Thankfully, we currently have a Prime Minister who, while being sensitive to the views of the grassroots of his party, is at the same time fairly firm in his vision. The following are some relevant excerpts of Datuk Seri Abdullah Badawi's UMNO general assembly speech which are related to education:
...we will reduce the income gap. We will work to reduce the gap between Malays and non-Malays, amongst Malays and between the low income group with the middle class through the enhancement of cultural capital. The income gap between the urban and rural populations and between the different regions must be reduced via making appropriate allocations to develop rural areas by way of providing basic transportation and communications infrastructure, the supply of electricity and water and the provision of educational and healthcare institutions.
Education and training based on the latest knowledge and technology – That is the focal point of the Malay development agenda. This agenda must emphasise content and software to improve the quality of life.
Malays should never stop pursuing knowledge and skills. Malays must embrace lifelong learning.We will continue to provide entrepreneurial, professional and employment opportunities for Malays, but it will be necessary to revise procedures to ensure opportunities are given to Malays who are truly qualified and capable, Malays who adopt good work and business ethics.
The most durable foundation to succeed is to have desire, skill, expertise, knowledge, resilience and industry. If all these aspects can be inculcated in Malays, God willing, we need not worry.
Conversely, if these components are missing, then success will not come knocking. Let us begin now, with all the political will and political strength that Umno has, by focusing on education and training to develop our human capital and enrich our cultural capital.
Pak Lah also added the following comments in his post-General Assembly press statement
"We will be fair to all Malaysians. We will not take away the rights of any race. We have never done it and never will." This was the pledge made by Prime Minister Datuk Seri Abdullah Ahmad Badawi after the three-day Umno general assembly, which saw delegates demanding for the reintroduction of the New Economic Policy and doing away with meritocracy.
During a press conference at the conclusion of the general assembly, Abdullah said the proposal was not an extended “crutch” for the Malays but an effort to enlarge the cake for everyone to enjoy. He said it was a challenge for Malays to prove themselves and to accept government policies, including meritocracy.
I am thankful that our Pak Lah has remained steadfast in his views that "crutches" are a thing of the past. I am also fairly confident that Pak Lah, in "agreeing" with the need to review and extend the NEP, which provides many of the affirmative action policies of the past to promote the Malay Agenda, will actually look to implement an NEP that is probably significantly different from the previous version. This way, Pak Lah will be able to kill two birds with one stone - by appeasing the Malay "protectionists" who seeks to extend the NEP, but at the same time, substantially modifying the substance of the NEP to be one which is "incentive-based" rather than a hand-out policy. Note the frequent references to the "spirit of the NEP", and not the past policies advocated by the NEP.

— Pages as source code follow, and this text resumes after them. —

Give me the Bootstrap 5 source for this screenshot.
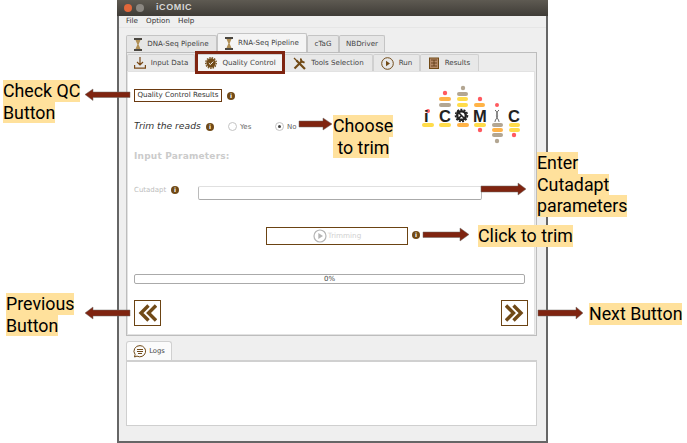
<!DOCTYPE html>
<html><head><meta charset="utf-8">
<link href="https://cdn.jsdelivr.net/npm/bootstrap@5.3.0/dist/css/bootstrap.min.css" rel="stylesheet">
<style>
html,body{margin:0;padding:0;background:#fff;overflow:hidden}
body{width:687px;height:443px;position:relative;font-family:"DejaVu Sans",sans-serif;font-size:7.5px;color:#333}
.appwin{position:absolute;left:117px;top:0;width:431px;height:443px;border:2px solid #666;border-top:0;background:#efefef;display:flex;flex-direction:column}
.titlebar{height:16px;background:linear-gradient(#5e5a52,#3f3c37);display:flex;align-items:center;gap:4px;padding-left:7px;color:#d8d8d8;font-family:"Liberation Sans",sans-serif;font-weight:700;font-size:9px;letter-spacing:.6px;margin:0 -2px}
.tl{width:8px;height:8px;border-radius:50%;background:#8b8781}
.tl.close{background:#e2673a}
.titlebar span.nm{margin-left:8px}
.menubar{height:12px;display:flex;gap:8px;padding-left:7px;align-items:center;color:#333;border-bottom:1px solid #e6e6e6;font-size:7.2px}
.maintabs{display:flex;padding:6px 0 0 7px;height:24px;align-items:flex-end}
.mtab{height:17px;background:#e6e6e6;border:1px solid #c4c4c4;border-bottom:0;border-radius:2px 2px 0 0;display:flex;align-items:center;gap:5px;justify-content:center;font-size:7.1px;color:#444}
.mtab.on{height:19px;background:#f4f4f4}
.pane{margin:0 9px 0 7px;height:284px;border:1px solid #bdbdbd;padding:1px 1px 0 0;background:#ececec;display:flex;flex-direction:column}
.subtabs{display:flex;height:17px;flex:none}
.stab{height:17px;background:#e8e8e8;border:1px solid #d0d0d0;border-bottom:0;border-radius:2px 2px 0 0;display:flex;align-items:center;justify-content:center;gap:5px;font-size:7.1px;color:#444}
.inner{flex:1;background:#fff;border:1px solid #e2e2e2;position:relative}
.qcres{position:absolute;left:6px;top:17px;width:88px;height:13px;border:1px solid #6b3a10;display:flex;align-items:center;justify-content:center;font-size:7.1px;color:#333;background:#fff}
.inf{position:absolute;width:8px;height:8px;border-radius:50%;background:#714a17;color:#fff;font:700 6px/8px "DejaVu Sans",sans-serif;text-align:center}
.trimlab{position:absolute;left:6px;top:48px;font-style:italic;font-size:9.2px;color:#333;line-height:12px}
.radio{position:absolute;width:9px;height:9px;border-radius:50%;border:1px solid #c4c4c4;background:#fff;top:50px}
.radio.sel::after{content:"";position:absolute;left:2px;top:2px;width:3px;height:3px;border-radius:50%;background:#444}
.rlab{position:absolute;top:50px;font-size:7px;color:#666;line-height:10px}
.ipar{position:absolute;left:6px;top:78px;font-weight:700;font-size:9px;color:#cbcbcb;line-height:12px;letter-spacing:.2px}
.cuta{position:absolute;left:6px;top:113px;font-size:7px;color:#bdbdbd;line-height:10px}
.cutin{position:absolute;left:70px;top:114px;width:284px;height:14px;border:1px solid #e0e0e0;border-bottom-color:#aaa;border-right-color:#bbb;border-left-color:#bbb;border-radius:2px;background:#fff}
.trimbtn{position:absolute;left:138px;top:155px;width:142px;height:18px;border:1px solid #6b4313;display:flex;align-items:center;justify-content:center;color:#d0d0d0;font-size:7.2px;gap:1px;background:#fff}
.bar{position:absolute;left:6px;top:202px;width:391px;height:10px;border:1px solid #aaa;border-radius:2px;text-align:center;line-height:8px;font-size:7px;color:#444}
.navb{position:absolute;top:228px;width:27px;height:26px;border:1px solid #6b4313;background:#fff;display:flex;align-items:center;justify-content:center}
.logomark{position:absolute;left:292px;top:13px}
.logs{margin:5px 9px 0 7px;flex:none}
.logtab{width:46px;height:19px;background:#fbfbfb;border:1px solid #d0d0d0;border-bottom:0;border-radius:3px 3px 0 0;display:flex;align-items:center;justify-content:center;gap:2px;font-size:6.8px;color:#444}
.logbody{height:66px;background:#fff;border:1px solid #cfcfcf;border-top:2px solid #d0d0d0}
.note{position:absolute;font-family:Roboto,sans-serif;font-size:17.8px;line-height:21px;color:#000;white-space:nowrap}
.note span{background:#ffe19c;display:inline-block;height:21.5px}
.overlay{position:absolute;left:0;top:0}
.hl{position:absolute;left:195px;top:51px;width:90px;height:23px;border:3px solid #7f2410;pointer-events:none}
</style></head>
<body>
<div class="appwin">
 <div class="titlebar"><i class="tl close"></i><i class="tl"></i><span class="nm">iCOMIC</span></div>
 <div class="menubar"><span>File</span><span>Option</span><span>Help</span></div>
 <div class="maintabs">
  <div class="mtab" style="width:91px"><svg width="8" height="13" viewBox="0 0 8 13"><path d="M1.500 2L3.400 6.500 1.500 11h5L4.600 6.500 6.500 2z" fill="#b08f55"/><path d="M0 0h8v2H0zM0 11h8v2H0z" fill="#4a4640"/></svg>DNA-Seq Pipeline</div>
  <div class="mtab on" style="width:90px"><svg width="8" height="13" viewBox="0 0 8 13"><path d="M1.500 2L3.400 6.500 1.500 11h5L4.600 6.500 6.500 2z" fill="#b08f55"/><path d="M0 0h8v2H0zM0 11h8v2H0z" fill="#4a4640"/></svg>RNA-Seq Pipeline</div>
  <div class="mtab" style="width:32px">cTaG</div>
  <div class="mtab" style="width:46px">NBDriver</div>
 </div>
 <div class="pane">
  <div class="subtabs">
   <div class="stab" style="width:68px"><svg width="12" height="12" viewBox="0 0 12 12" fill="none" stroke="#7a4a18" stroke-width="1.200"><path d="M6 0v8M3 5l3 3 3-3M.6 8v3.200h10.800V8"/></svg>Input Data</div>
   <div class="stab" style="width:89px;background:#f4f4f4;padding-left:2px"><svg width="12" height="12" viewBox="0 0 12 12"><circle cx="6" cy="6" r="4.700" fill="#714a17"/><circle cx="6" cy="6" r="5.300" fill="none" stroke="#714a17" stroke-width="1.300" stroke-dasharray="1.500 1"/><path d="M3.800 6.100l1.600 1.500 2.800-3" stroke="#fff" fill="none"/></svg>Quality Control</div>
   <div class="stab" style="width:89px"><svg width="13" height="13" viewBox="0 0 13 13" fill="none" stroke="#714a17"><path d="M3.500 3.500L12 12" stroke-width="2.200"/><path d="M1 1l3 3" stroke-width="1.200"/><path d="M1.500 11.500L9 4" stroke-width="2.200"/><path d="M8 1.500a2.800 2.800 0 0 0 3.500 3.500" stroke-width="2"/></svg>Tools Selection</div>
   <div class="stab" style="width:47px"><svg width="13" height="13" viewBox="0 0 13 13"><circle cx="6.500" cy="6.500" r="5.800" fill="none" stroke="#714a17"/><path d="M5 3.800v5.400l4-2.700z" fill="#714a17"/></svg>Run</div>
   <div class="stab" style="width:59px;gap:6px"><svg width="10" height="12" viewBox="0 0 10 12"><rect x=".5" y="1" width="9" height="10.500" fill="#b58a68" stroke="#714a17"/><path d="M2 3h6M2 6h6M2 9h6M5 3v6" stroke="#5a3510" stroke-width=".8"/></svg>Results</div>
  </div>
  <div class="inner">
   <div class="qcres">Quality Control Results</div>
   <div class="inf" style="left:99px;top:20px">i</div>
   <div class="trimlab">Trim the reads</div>
   <div class="inf" style="left:78px;top:51px">i</div>
   <div class="radio" style="left:100px"></div><div class="rlab" style="left:112px">Yes</div>
   <div class="radio sel" style="left:147px"></div><div class="rlab" style="left:159px">No</div>
   <div class="ipar">Input Parameters:</div>
   <div class="cuta">Cutadapt</div>
   <div class="inf" style="left:43px;top:114px">i</div>
   <div class="cutin"></div>
   <div class="trimbtn"><svg width="14" height="14" viewBox="0 0 14 14"><circle cx="7" cy="7" r="6" fill="none" stroke="#b5b5b5" stroke-width="1.200"/><path d="M5.300 4v6l4.700-3z" fill="#b5b5b5"/></svg>Trimming</div>
   <div class="inf" style="left:284px;top:159px">i</div>
   <div class="bar">0%</div>
   <div class="navb" style="left:6px"><svg width="19" height="18" viewBox="0 0 19 18" fill="none" stroke="#714a17" stroke-width="3.400"><path d="M10.500 1.500L3 9l7.500 7.500M18 1.500L10.500 9l7.500 7.500"/></svg></div>
   <div class="navb" style="left:373px"><svg width="19" height="18" viewBox="0 0 19 18" fill="none" stroke="#714a17" stroke-width="3.400"><path d="M1 1.500L8.500 9 1 16.500M8.500 1.500L16 9l-7.500 7.500"/></svg></div>
   <svg class="logomark" width="105" height="60" viewBox="420 85 105 60">
    <g fill="#ff5a5f"><circle cx="428" cy="111" r="2"/><circle cx="445" cy="93" r="2.200"/><circle cx="480" cy="99" r="2.200"/><circle cx="480" cy="130" r="2.200"/><circle cx="497" cy="105" r="2"/><circle cx="514" cy="135" r="2.200"/></g>
    <g fill="#ffdc4a"><rect x="422" y="123" width="12" height="4" rx="2"/><rect x="439" y="123" width="12" height="4" rx="2"/><rect x="457" y="97" width="11" height="4" rx="2"/><rect x="457" y="103" width="11" height="4" rx="2"/><rect x="474" y="123" width="12" height="4" rx="2"/><rect x="509" y="123" width="11" height="4" rx="2"/><rect x="509" y="128" width="11" height="4" rx="2"/></g>
    <g fill="#ffb347"><rect x="439" y="97" width="12" height="4" rx="2"/><rect x="457" y="123" width="12" height="4" rx="2"/><rect x="474" y="103" width="11" height="4" rx="2"/><rect x="492" y="128" width="11" height="4" rx="2"/></g>
    <g fill="#b3a692"><circle cx="463" cy="88" r="2.200"/><rect x="457" y="92" width="11" height="4" rx="2"/><rect x="439" y="103" width="12" height="4" rx="2"/><rect x="492" y="123" width="11" height="4" rx="2"/><rect x="492" y="133" width="11" height="4" rx="2"/><circle cx="497" cy="141" r="2.200"/></g>
    <g font-family="Liberation Sans,sans-serif" font-weight="700" fill="#222" font-size="16.500"><text x="424" y="122">i</text><text x="439" y="122">C</text><text x="473" y="122">M</text><text x="508" y="122">C</text></g>
    <circle cx="461.500" cy="115.500" r="4.300" fill="none" stroke="#222" stroke-width="2.400"/><circle cx="461.500" cy="115.500" r="6" fill="none" stroke="#222" stroke-width="1.500" stroke-dasharray="2 1.300"/><path d="M457 111l9 9M457 120l4-4" stroke="#222" stroke-width="1.600"/>
    <path d="M495 110c4 3 0 5.500 2 6s-2 3-2 6M499 110c-4 3 0 5.500-2 6s2 3 2 6" fill="none" stroke="#666"/>
   </svg>
  </div>
 </div>
 <div class="logs"><div class="logtab"><svg width="14" height="13" viewBox="0 0 14 13" fill="none" stroke="#714a17"><path d="M7 .6a5.800 5.600 0 1 1-3 10.500L1.500 12l.6-2.500A5.800 5.600 0 0 1 7 .6z"/><path d="M4 4.500h6M4 6.500h6M5 8.500h4"/></svg>Logs</div><div class="logbody"></div></div>
</div>
<div class="hl"></div>

<div class="note" style="left:3px;top:80px"><span>Check QC</span><br><span>Button</span></div>
<div class="note" style="left:333px;top:115px"><span>Choose</span><br><span>&nbsp;to trim</span></div>
<div class="note" style="left:537px;top:152px"><span>Enter</span><br><span>Cutadapt</span><br><span>parameters</span></div>
<div class="note" style="left:478px;top:225px"><span>Click to trim</span></div>
<div class="note" style="left:6px;top:293px"><span>Previous</span><br><span>Button</span></div>
<div class="note" style="left:589px;top:303px"><span>Next Button</span></div>

<svg class="overlay" width="687" height="443" viewBox="0 0 687 443">
 <g fill="#7f2410" stroke="#6f6a66" stroke-width=".5">
  <path d="M85 94.500l8-5.500v3h37v5.500H93v3z"/>
  <path d="M299 121h24v-3l9 6-9 6v-3h-24z"/>
  <path d="M481 186h37v-3l8 6-8 6v-3h-37z"/>
  <path d="M423 232h37v-4l9 6.500-9 6.500v-3.500h-37z"/>
  <path d="M85 313l8-6v3h37v6H93v3z"/>
  <path d="M538 310h38v-3l7 6-7 6v-3h-38z"/>
 </g>
</svg>
</body></html>
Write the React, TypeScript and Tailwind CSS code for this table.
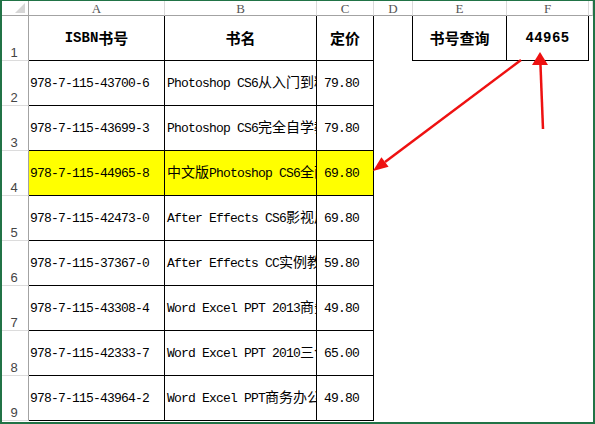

This is not to say that the existing education system is already 100% meritocratic. There are clearly plenty of issues which many of the non-bumiputera community are unhappy about - some of which are blogged here. However, I'm happy that the little progress made to date - the fact that UMNO is debating about "meritocracy" - will be "protected". Hopefully as the concept "sinks in", the goals of meritocracy will be further advanced.